Different techniques create different signs. Millefiori uses patterned canes cut into small slices. Sommerso creates layers of coloured glass submerged within clear glass. Aventurina gives a coppery sparkle. Lampworking shapes smaller pieces, beads and jewellery with a flame. Blown glass creates hollow forms with breath and movement.

A seller does not need to give a museum lecture, but the description should make sense. If the item is called millefiori, you should be able to see cane patterns. If it is described as gold leaf, the leaf should appear within or on the glass in a convincing way. Technique and appearance should agree.

Look closely at jewellery and small pieces

Murano glass jewellery is popular because it allows people to wear colour and Venetian craft in an accessible form. Necklaces, earrings, bracelets, rings and pendants may use lampworked beads, millefiori glass, aventurina or foil effects. Small size does not make authenticity less important. In fact, small items are often copied because they are easy to sell online.

When choosing Italian jewellery, inspect the glass and also the fittings. The metal parts should be described honestly, and the whole piece should feel properly assembled. A beautiful bead can be weakened by poor findings, unclear metal descriptions or careless finishing.

Think about the purpose of the piece

A practical object and a decorative object should be judged slightly differently. A vase, bowl or stopper needs a finish suitable for handling and use. A sculpture may be valued for form, balance and expression. A bead must be smooth enough to wear. A wedding favour should be consistent enough to give in quantity while still feeling handmade.

For business gifts, clarity is especially important. A company choosing corporate gifts needs confidence that the gift carries a genuine story. Authentic Murano glass can be memorable because it is small, beautiful and easy to explain, but only when the description is accurate.

Use photographs wisely

Photographs can reveal a lot. Look for clear images from several angles, close ups of detail, and pictures that show scale. Be cautious if every image looks like a stock photograph or if the same picture appears on many unrelated websites. Repeated generic images may indicate mass distribution rather than a specific artisan supply.

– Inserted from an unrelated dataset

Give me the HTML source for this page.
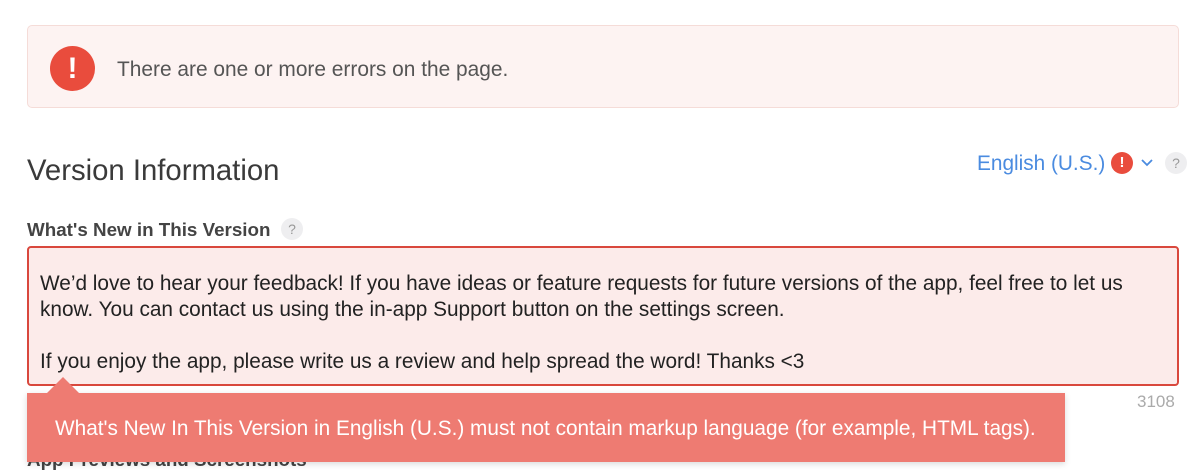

Natural light photographs often show colour better than over processed images. Reflections are normal in glass, but the buyer should still be able to see the object clearly. If a seller provides only one unclear image for an expensive piece, ask for more information before buying.

Care can also reveal quality

Authentic Murano glass should be treated with care, but it should not feel like a disposable decoration. Good glass has weight, balance and a surface that invites careful handling. It should be cleaned gently, protected from knocks and stored sensibly, especially if it includes delicate shapes, applied details or metallic leaf.

For gifts, it is useful to include care information. A piece in a gift set should arrive with enough explanation for the recipient to understand what it is and how to enjoy it. Good aftercare is part of good selling.

Conclusion

You can tell if Murano glass is real by combining several checks: seller transparency, origin wording, handmade variation, colour depth, finish, technique, sensible pricing and documentation. No single sign is enough on its own. A label can be copied, bubbles can mislead and attractive colour can appear in ordinary glass. The strongest evidence is consistency across the whole object and the story around it.

Authentic Murano glass has more than beauty. It carries place, skill and a tradition of working light, heat and colour by hand. When the seller is clear, the technique makes sense and the object has the depth and finish you would expect from artisan glass, you can buy with far more confidence.